Per la penna del rinnegato Ferrara
Sperticato elogio de "Il Giornale" a Napolitano

"Se il governo riuscirà a guidare il Paese nella crisi mondiale, se il Paese saprà reggere all'urto degli isterismi collettivi, delle demagogie profuse a piene mani, delle tentazioni destabilizzanti, una parte rilevante del merito andrà ascritta all'asciuttezza, incisività e sapienza del capo dello Stato". Così, in un editoriale su "Il Giornale" del 14 agosto scorso, il rinnegato Giuliano Ferrara arriva a tributare un entusiastico riconoscimento del ruolo chiave di Napolitano a sostegno di Berlusconi e del suo governo neofascista.
Non era mai successo finora, almeno non in maniera così esplicita, ma alla fine, dopo la parte decisiva giocata dall'inquilino del Quirinale nel sostenere in tutti i modi, fino in certi momenti alla vera e propria supplenza, il governo e i suoi provvedimenti da massacro sociale nell'infuriare della crisi finanziaria e politica di questa estate, il consigliere del nuovo Mussolini non ha potuto fare a meno di riconoscerlo e di dargli il dovuto rilievo.

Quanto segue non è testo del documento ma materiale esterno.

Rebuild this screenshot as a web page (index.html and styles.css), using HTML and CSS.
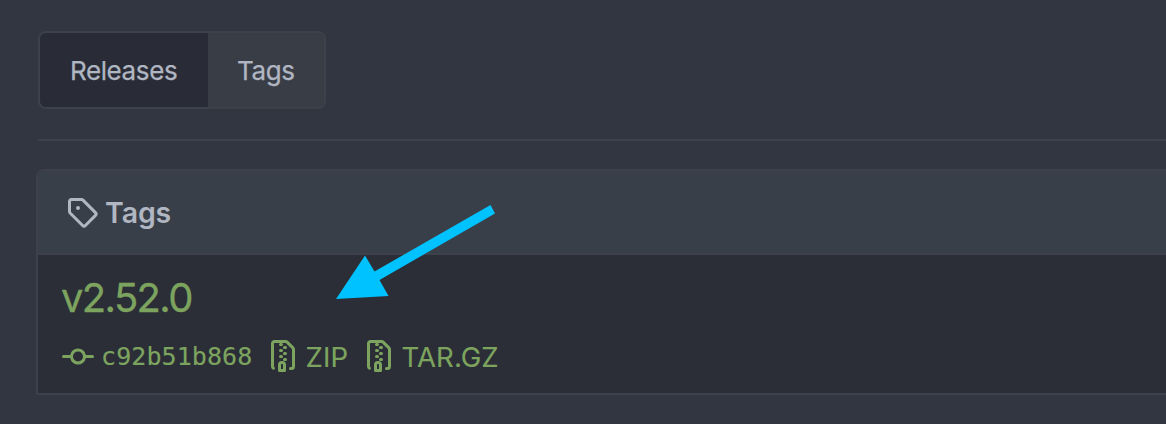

Non a caso l'editoriale è stato pubblicato subito dopo la firma di Napolitano alla stangata antipopolare del 12 agosto, e il fatto che sia stato pubblicato sul quotidiano di famiglia del neoduce significa che il suo contenuto è condiviso e approvato dal "capo". L'elogio di Ferrara al nuovo Vittorio Emanuele III si fa addirittura sperticato quando sottolinea la "differenza" tra "il comunista, riformista ed europeista Giorgio Napolitano" e i suoi due immediati predecessori, l'"intrigante ribaltonista antiberlusconiano" Scalfaro e l'"illuminista vicino ai simboli", ossia massone, Ciampi: "Napolitano è di una specie assolutamente diversa", prorompe pieno di ammirazione Ferrara, che tra l'altro ha sempre riconosciuto a Napolitano un ruolo di suo antico maestro come antesignano di tutti i rinnegati come lui, essendo stato il capo storico della corrente "migliorista" del PCI, corrente della destra revisionista che spingeva il partito ad abbandonare ogni richiamo sia pure formale al suo passato, abbracciare il capitalismo e allearsi in modo subalterno all'allora PSI di Craxi.
Ferrara gli riconosce quindi di fatto di essere quello che noi andiamo dicendo da quando ha conferito l'incarico di premier al neoduce, cioè di essere il nuovo Vittorio Emanuele III, la miglior garanzia per Berlusconi di durare per tutta la legislatura. Come quando afferma che "la sua dottrina è semplice: quando non ci sia un'alternativa nel Parlamento o una seria circostanza di rottura istituzionale che riguardi i rapporti tra le Camere e il Paese, il governo è quello eletto, la legislatura è quella definita dalla legge, e i poteri dell'esecutivo possono essere sorvegliati secondo le prerogative proprie del presidente, possono essere stimolati con la persuasione morale, possono essere scossi dall'iniziativa istituzionale, ma mai sovvertiti per la via di trame di palazzo e giochi di partito o di lobby". Al punto che, conclude il rinnegato Ferrara, "alla fine toccherà a Berlusconi, uomo di novità e di rottura, elevare un monumento equestre al solido campione del passato, al politico integralmente formatosi nella Repubblica dei partiti e delle ideologie, per aver compiuto la sua missione personale combattendo la faziosità partitocratica e lobbistica e le sue inquietanti fumisterie".
Col che ecco serviti a dovere tutti coloro, come il liberale Bersani e il moralista borghese Scalfari, che continuano a spacciare il rinnegato del Quirinale come il più sicuro e intransigente "baluardo" a difesa della Costituzione e della democrazia dagli attacchi presidenzialisti e golpisti del premier.